### Aim of the task
Scan the records for the string "page"; copy each line where it occurs.

### Records shown
— start —
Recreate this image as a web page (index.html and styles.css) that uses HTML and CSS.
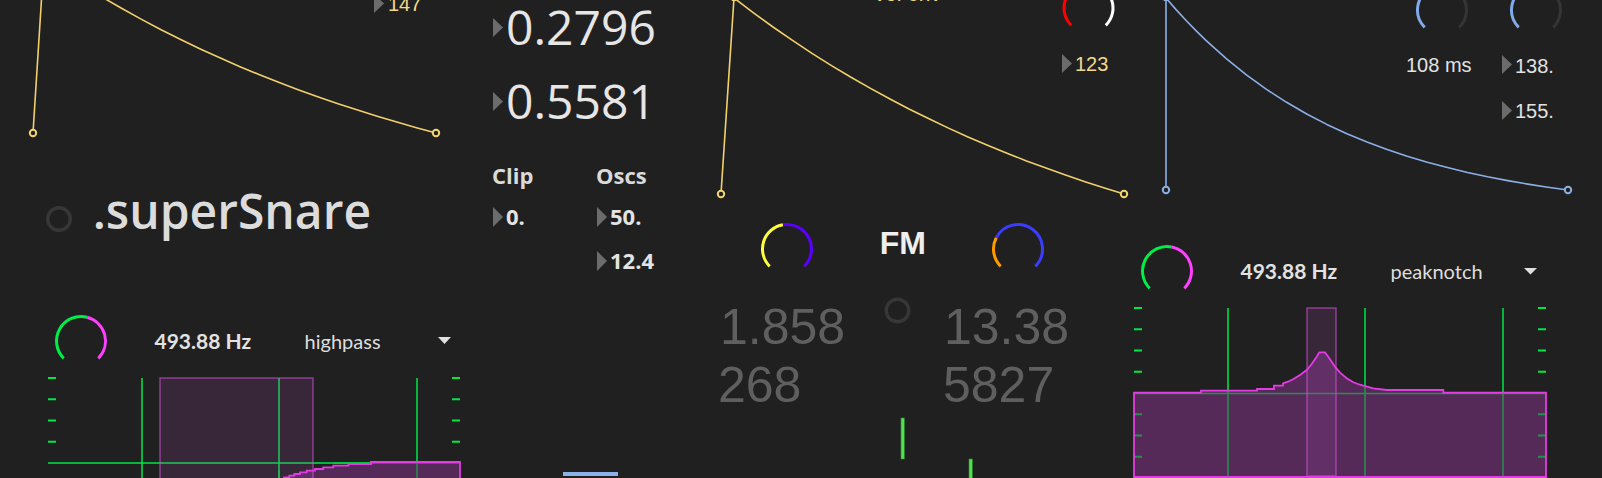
— end —
— start —
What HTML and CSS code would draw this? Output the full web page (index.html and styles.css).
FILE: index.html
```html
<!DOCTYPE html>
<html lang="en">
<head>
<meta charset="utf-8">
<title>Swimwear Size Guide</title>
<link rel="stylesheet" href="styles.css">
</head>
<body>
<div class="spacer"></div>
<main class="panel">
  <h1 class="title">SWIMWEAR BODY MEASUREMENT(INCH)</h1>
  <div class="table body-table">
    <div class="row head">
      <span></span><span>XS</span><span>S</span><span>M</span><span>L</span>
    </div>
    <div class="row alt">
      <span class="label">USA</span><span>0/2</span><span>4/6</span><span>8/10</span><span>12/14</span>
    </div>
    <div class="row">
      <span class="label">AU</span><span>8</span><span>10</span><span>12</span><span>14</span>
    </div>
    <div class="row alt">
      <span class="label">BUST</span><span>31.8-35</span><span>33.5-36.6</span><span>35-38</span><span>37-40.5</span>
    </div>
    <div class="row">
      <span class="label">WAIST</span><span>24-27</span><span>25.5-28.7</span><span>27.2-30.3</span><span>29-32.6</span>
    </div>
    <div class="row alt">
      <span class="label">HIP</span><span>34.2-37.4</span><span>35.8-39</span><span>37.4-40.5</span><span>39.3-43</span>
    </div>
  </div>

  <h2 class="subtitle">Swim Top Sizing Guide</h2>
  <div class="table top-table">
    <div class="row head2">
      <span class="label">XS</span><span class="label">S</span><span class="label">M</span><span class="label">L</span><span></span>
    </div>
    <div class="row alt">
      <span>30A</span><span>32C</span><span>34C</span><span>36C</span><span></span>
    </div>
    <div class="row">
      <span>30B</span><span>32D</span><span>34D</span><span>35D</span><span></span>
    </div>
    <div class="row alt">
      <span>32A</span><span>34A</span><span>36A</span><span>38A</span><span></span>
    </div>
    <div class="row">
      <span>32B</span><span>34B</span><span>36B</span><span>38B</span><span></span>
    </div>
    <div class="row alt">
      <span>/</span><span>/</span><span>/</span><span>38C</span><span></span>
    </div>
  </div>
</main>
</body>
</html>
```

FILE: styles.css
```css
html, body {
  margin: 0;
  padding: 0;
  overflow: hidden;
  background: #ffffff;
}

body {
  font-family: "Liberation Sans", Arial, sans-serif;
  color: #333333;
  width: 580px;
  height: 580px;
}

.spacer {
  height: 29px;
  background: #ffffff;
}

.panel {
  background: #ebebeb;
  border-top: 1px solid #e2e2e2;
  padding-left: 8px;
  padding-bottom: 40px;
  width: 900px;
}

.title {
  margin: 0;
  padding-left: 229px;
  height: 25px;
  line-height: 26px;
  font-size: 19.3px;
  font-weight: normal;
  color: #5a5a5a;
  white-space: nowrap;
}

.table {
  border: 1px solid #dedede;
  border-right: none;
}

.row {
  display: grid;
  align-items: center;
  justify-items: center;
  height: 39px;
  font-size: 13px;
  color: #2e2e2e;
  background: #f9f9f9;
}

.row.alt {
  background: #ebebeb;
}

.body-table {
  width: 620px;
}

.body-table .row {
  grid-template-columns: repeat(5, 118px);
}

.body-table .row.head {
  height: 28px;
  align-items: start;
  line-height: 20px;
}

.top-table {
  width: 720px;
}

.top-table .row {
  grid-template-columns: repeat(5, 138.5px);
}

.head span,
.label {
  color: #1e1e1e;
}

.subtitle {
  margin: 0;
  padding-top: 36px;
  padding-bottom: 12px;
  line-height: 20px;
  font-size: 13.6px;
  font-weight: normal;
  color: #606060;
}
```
— end —
### Answer to the exercise
Recreate this image as a web page (index.html and styles.css) that uses HTML and CSS.
What HTML and CSS code would draw this? Output the full web page (index.html and styles.css).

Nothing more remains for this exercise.